What the findings also change is the understanding of ‘KREEP’, the chemical residue left behind when the moon’s magma ocean cooled.
Scientists assumed that KREEP only dusted the surface of the moon, but the study suggests it’s in the depths, too, and isn’t evenly spread.
‘Such a new finding also helps us to refine the origin of the moon, and hence the Earth,’ Professor Yang says.
Why we have a giant white-ish rock doing laps around us depends on who you ask.
The most popular theory – often called the ‘big whack’ – says that about 4.5billion years ago, an early, Mars-size planet named Theia slammed into Earth. Some tossed-out debris then squished together to form the moon.
Or, in the early days of our solar system, we might have had two, thermally different mini-moons, or ‘moonlets’, that whacked into one another.

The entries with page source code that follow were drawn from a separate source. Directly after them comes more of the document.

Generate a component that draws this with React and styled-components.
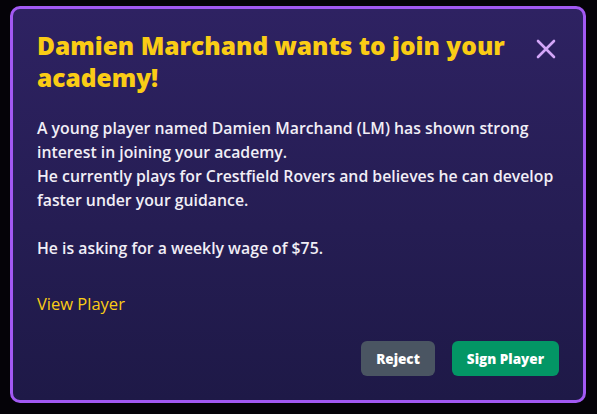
import React from 'react';
import styled, { createGlobalStyle } from 'styled-components';

const GlobalStyle = createGlobalStyle`
  html, body {
    margin: 0;
    padding: 0;
    background: #050308;
  }
  body {
    font-family: "Open Sans", "Noto Sans", sans-serif;
  }
`;

const Page = styled.div`
  width: 597px;
  height: 414px;
  padding: 6px 11px 11px 10px;
  box-sizing: border-box;
  display: flex;
`;

const Modal = styled.div`
  flex: 1;
  box-sizing: border-box;
  border: 3px solid #a259f3;
  border-radius: 10px;
  background: linear-gradient(to bottom, #2e2262, #1e1947);
  padding: 21px 24px 24px 24px;
  display: flex;
  flex-direction: column;
`;

const Header = styled.div`
  display: flex;
  justify-content: space-between;
  align-items: flex-start;
  gap: 12px;
`;

const Title = styled.h2`
  margin: 0;
  color: #facc15;
  font-size: 24.5px;
  line-height: 32px;
  font-weight: 800;
  max-width: 500px;
`;

const CloseButton = styled.button`
  border: none;
  background: none;
  padding: 0;
  margin-top: 8px;
  margin-right: 2px;
  color: #d3a6f8;
  cursor: pointer;
  display: flex;
`;

const Body = styled.div`
  margin-top: 22px;
  color: #f1eef6;
  font-size: 15.8px;
  line-height: 24px;
  font-weight: 600;
`;

const Paragraph = styled.p`
  margin: 0 0 24px 0;
  &:last-child {
    margin-bottom: 0;
  }
`;

const Link = styled.a`
  margin-top: 32px;
  color: #facc15;
  font-size: 16.5px;
  line-height: 24px;
  font-weight: 500;
  text-decoration: none;
  align-self: flex-start;
  cursor: pointer;
`;

const Footer = styled.div`
  margin-top: auto;
  display: flex;
  justify-content: flex-end;
  gap: 17px;
`;

const Button = styled.button`
  height: 35px;
  padding: 0 15px;
  border: none;
  border-radius: 6px;
  background: ${(p) => (p.$primary ? '#039665' : '#4a5562')};
  color: #ffffff;
  font-family: inherit;
  font-size: 13.5px;
  font-weight: 800;
  cursor: pointer;
`;

const App = () => (
  <Page>
    <GlobalStyle />
    <Modal>
      <Header>
        <Title>Damien Marchand wants to join your academy!</Title>
        <CloseButton aria-label="Close">
          <svg width="22" height="22" viewBox="0 0 22 22" fill="none">
            <path d="M3 3 L19 19 M19 3 L3 19" stroke="currentColor" strokeWidth="2.6" strokeLinecap="round" />
          </svg>
        </CloseButton>
      </Header>
      <Body>
        <Paragraph>
          A young player named Damien Marchand (LM) has shown strong interest in joining your academy.
          <br />
          He currently plays for Crestfield Rovers and believes he can develop faster under your guidance.
        </Paragraph>
        <Paragraph>He is asking for a weekly wage of $75.</Paragraph>
      </Body>
      <Link>View Player</Link>
      <Footer>
        <Button>Reject</Button>
        <Button $primary>Sign Player</Button>
      </Footer>
    </Modal>
  </Page>
);

export default App;
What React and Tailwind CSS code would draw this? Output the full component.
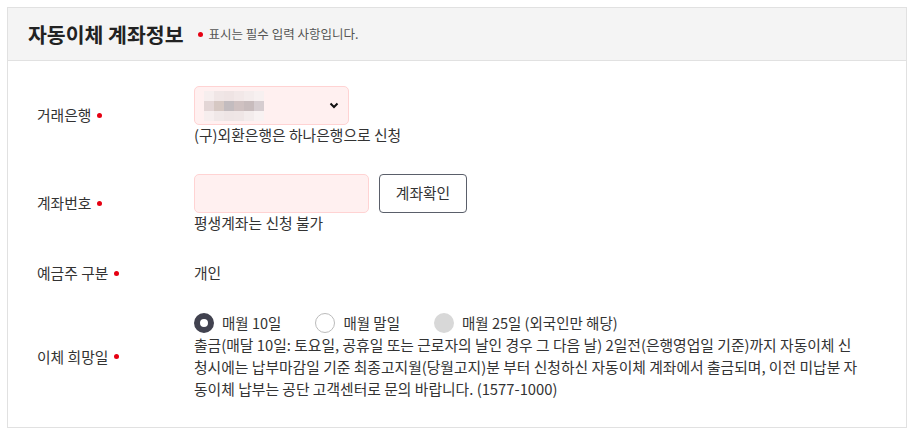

‘So our results make it closer to distinguishing these scenarios,’ Professor Yang says.
‘If it is homogeneous at the beginning, then this redistribution must happen precisely at a time when this KREEP layer is still in a molten state.’
These are just some of the thoughts that Professor Yang has when he cranes his neck up at night to see a little white circle.
But he hopes that, one day, there might be people looking right back at him.
‘The far side’s “radio silence”, shielded from Earth’s radio noise, also makes it an ideal site for astronomy,’ he says, ‘such as low-frequency radio telescopes to study the early universe.’